I don´t think splitting the matrix makes any difference, but sometimes a detailed manual calculation does, because it may be possible to decide (and justify) on a case by case basis, instead of making a worst of worst of worst case approach, typical to a matrix.

Best regards

Alfred

The problem is that the cleaning method is not capable of cleaning to that limit which is as low as 0.01ppm.

Analytical methods are ok.
In this case what to do?

[quote=Tapan Kumar Panda]The problem is that the cleaning method is not capable of cleaning to that limit which is as low as 0.01ppm.

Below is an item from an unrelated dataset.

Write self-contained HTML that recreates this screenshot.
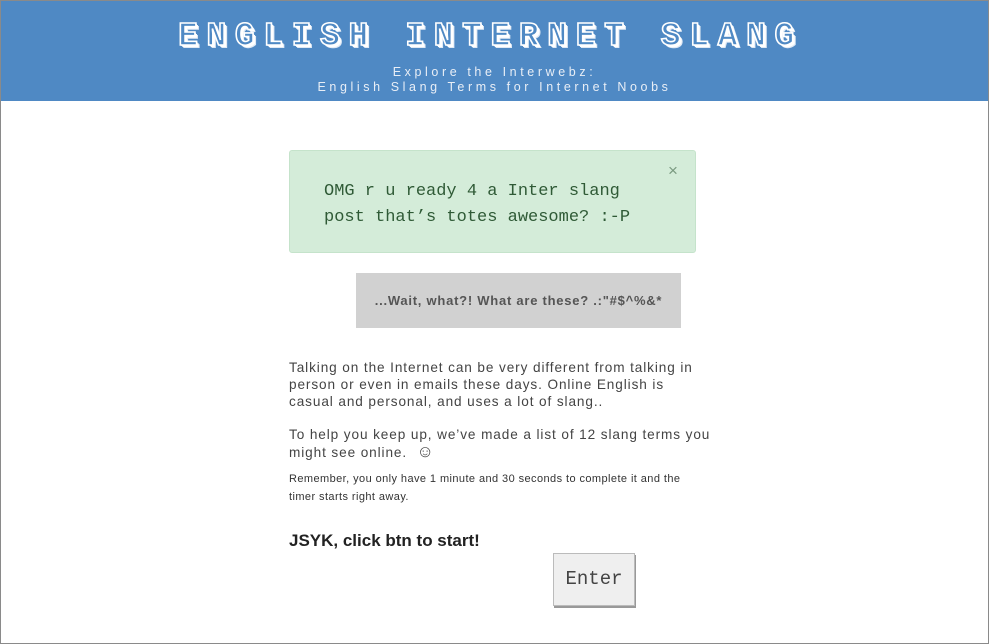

Analytical methods are ok.
In this case what to do?[/quote]

Dear Tapan Kumar Panda,

0,01 ppm is clearly a low level, but not unusually low (we have limits between 0,4 ppm and down to 0,001 ppm). First aproach is obviously improving the cleaning method (in critical cases we are using an additive to the detergents from Ecolab, COSA PUR 85, which is a strong oxidant; an alternative is using sodium percarbonate, which is the active ingedient of some stain removing pre-wash, or Carbamide Peroxide, the active in some whitening toothpastes). Last resource is sticking to the word “achievable” in the FDA’s GUIDE TO INSPECTIONS VALIDATION OF CLEANING PROCESSES, but in that case it has to be shown at least that the contamination levels reached by the cleaning methods are very reproducible, which is not easy. The critical issue is that extremely low levels of accepted contamination are due to highly potent actives, which could arise a questioning whether they should be allowed to share equipment with actives of much lower potency.